Há Camões, Justin Adams e Desamor no novo fado de Lina.

Há três anos a fadista Lina, na companhia do produtor e músico Raül Refree, surpreendeu o mundo com um álbum arrojado e celebrado em todos os quadrantes, à volta do repertório de Amália.

Agora, eis que regressa, ainda mais poderosa, não só na voz inconfundível mas também na composição de algumas canções, na companhia do produtor e músico britânico Justin Adams, reunidos à volta da poesia de Luís de Camões, no ano em que se celebra o seu quinto centenário.

Para já haverá o single “Desamor” e, no início de 2024, o novo álbum que, de forma esclarecedora, receberá o título de “Fado Camões”.

A nova canção traça bem o renovado trajeto de Lina, numa lógica onde a familiaridade e a novidade andam a par. Reconhecemos alguns traços que fascinavam no anterior registo, como a elegância despojada, mas depois existe uma espacialidade e um lugar de respiração entre voz, piano, guitarra e quase silêncio, que criam outros cenários, com a dor, justeza e dignidade, a par.

“É uma canção que fala sobre os amores de infância”, reflecte Lina. “O poeta quer que uma criança consiga entender o poema e por isso coloca-o na boca de uma menina. E por esse poema ter essa caracteristica, em estúdio, quis que existissem momentos sonoros, no início, com uma proximidade ao som da caixa-de-música, remetendo para um certo universo infantil ou que nos pode evocar os amores de infância.”

Em “Fado Camões”, abre-se um novo capítulo na carreira de Lina, com Justin Adams, conhecido músico, compositor e produtor britânico, cúmplice de Robert Plant e da sua banda, e responsável pela produção de álbuns de Robert Plant, Rachid Taha, Tinariwen, Jah Wooble ou mais recentemente de Souad Massi, para além de colaborações com Brian Eno, Sinead O’ Connor e diversos músicos árabes e africanos, como aconteceu com o músico Juldeh Camara da Gâmbia.

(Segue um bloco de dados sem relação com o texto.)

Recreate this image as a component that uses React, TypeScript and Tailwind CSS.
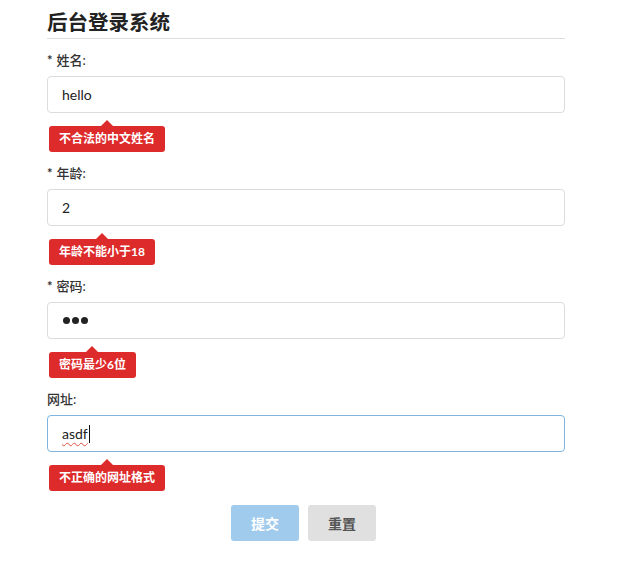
import React from "react"

const font = { fontFamily: "Lato, 'Noto Sans CJK SC', sans-serif" }

function Tip({ text }: { text: string }) {
  return (
    <div className="mt-[13px] flex h-[26px] pl-[2px]">
      <div className="relative flex items-center rounded-[3px] bg-[#dd2a2a] px-[10px] text-[12px] font-bold text-white">
        <span className="absolute -top-[6px] left-1/2 -ml-[6px] h-0 w-0 border-x-[6px] border-b-[6px] border-x-transparent border-b-[#dd2a2a]" />
        {text}
      </div>
    </div>
  )
}

function Field({
  label,
  required,
  error,
  focused,
  children,
}: {
  label: string
  required?: boolean
  error: string
  focused?: boolean
  children: React.ReactNode
}) {
  return (
    <div className="mb-[12px]">
      <div className="flex h-[20px] items-center text-[13px] font-medium text-[#333]">
        {required && <span className="mr-[4px] font-bold">*</span>}
        {label}:
      </div>
      <div
        className={
          focused
            ? "mt-[5px] flex h-[37px] items-center rounded-[4px] border border-[#7eb4dd] bg-white pl-[14px] text-[14px] text-[#222]"
            : "mt-[5px] flex h-[37px] items-center rounded-[4px] border border-[#dcdcdc] bg-white pl-[14px] text-[14px] text-[#222]"
        }
      >
        {children}
      </div>
      <Tip text={error} />
    </div>
  )
}

export default function App() {
  return (
    <div className="min-h-[565px] bg-white" style={font}>
      <div className="ml-[47px] w-[518px] pt-[10px]">
        <h1 className="border-b border-[#dddddd] pb-[4px] text-[20.5px] leading-[24px] font-bold text-[#222]">
          后台登录系统
        </h1>
        <div className="pt-[12px]">
          <Field label="姓名" required error="不合法的中文姓名">
            hello
          </Field>
          <Field label="年龄" required error="年龄不能小于18">
            2
          </Field>
          <Field label="密码" required error="密码最少6位">
            <div className="flex gap-[2px] pl-[1px]">
              <span className="h-[7px] w-[7px] rounded-full bg-[#222]" />
              <span className="h-[7px] w-[7px] rounded-full bg-[#222]" />
              <span className="h-[7px] w-[7px] rounded-full bg-[#222]" />
            </div>
          </Field>
          <Field label="网址" error="不正确的网址格式" focused>
            <span className="underline decoration-[#e0533f] decoration-wavy decoration-1 underline-offset-[3px]">asdf</span>
            <span className="ml-[1px] h-[18px] w-px bg-[#111]" />
          </Field>
        </div>
        <div className="flex justify-center gap-[9px] pr-[5px] pt-[2px]">
          <button className="h-[36px] w-[68px] rounded-[3px] bg-[#a0cbec] text-[14px] font-bold text-white">
            提交
          </button>
          <button className="h-[36px] w-[68px] rounded-[3px] bg-[#e0e0e0] text-[14px] font-bold text-[#555]">
            重置
          </button>
        </div>
      </div>
    </div>
  )
}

Na maior parte dos projectos onde se envolveu existiu sempre essa ideia de partir de estruturas sólidas, linguagens enraizadas na tradição, sejam blues, folk ou alguma música africana, e atribuir-lhes outras perspectivas, daí que não espante o desejo actual de abordar o fado e a voz de Lina.

Para além da graciosidade e do despojamento que rodeia a sua voz, dos acordes cristalinos da guitarra portuguesa que nos remetem para o fado, existe também um certo ambiente e balanço africanizado, como se o duo tivesse ido também à procura das origens e ligações entre fado e África.

É um álbum que, como se ouvirá, coloca a poesia de Camões em cenários de melancolia e suspensão, mas também de celebração da existência. Na concepção sonora, em estúdio, a rodear a voz de Lina, esteve a guitarra portuguesa de Pedro Viana, o piano, teclas e arranjos de John Baggott, músico e compositor que já operou com os Massive Attack ou Portishead, e também, em dois temas, Ianina Khmelik, no violino.

Na digressão que terá início em Fevereiro do próximo ano, a acompanhar Lina, em voz e sintetizador, estará Pedro Viana, em guitarra portuguesa, bem como Ianina Khmelik, em violino, piano acústico e sintetizadores, prevendo-se que John Baggott também esteja presente em algumas datas.

É um novo capítulo que se começa a escrever. Camões está no seu horizonte com uma sonoridade renovada, onde o centro é ainda e sempre a sua expressividade vocal, sensorial, latejante, cheia de vida para nos tocar.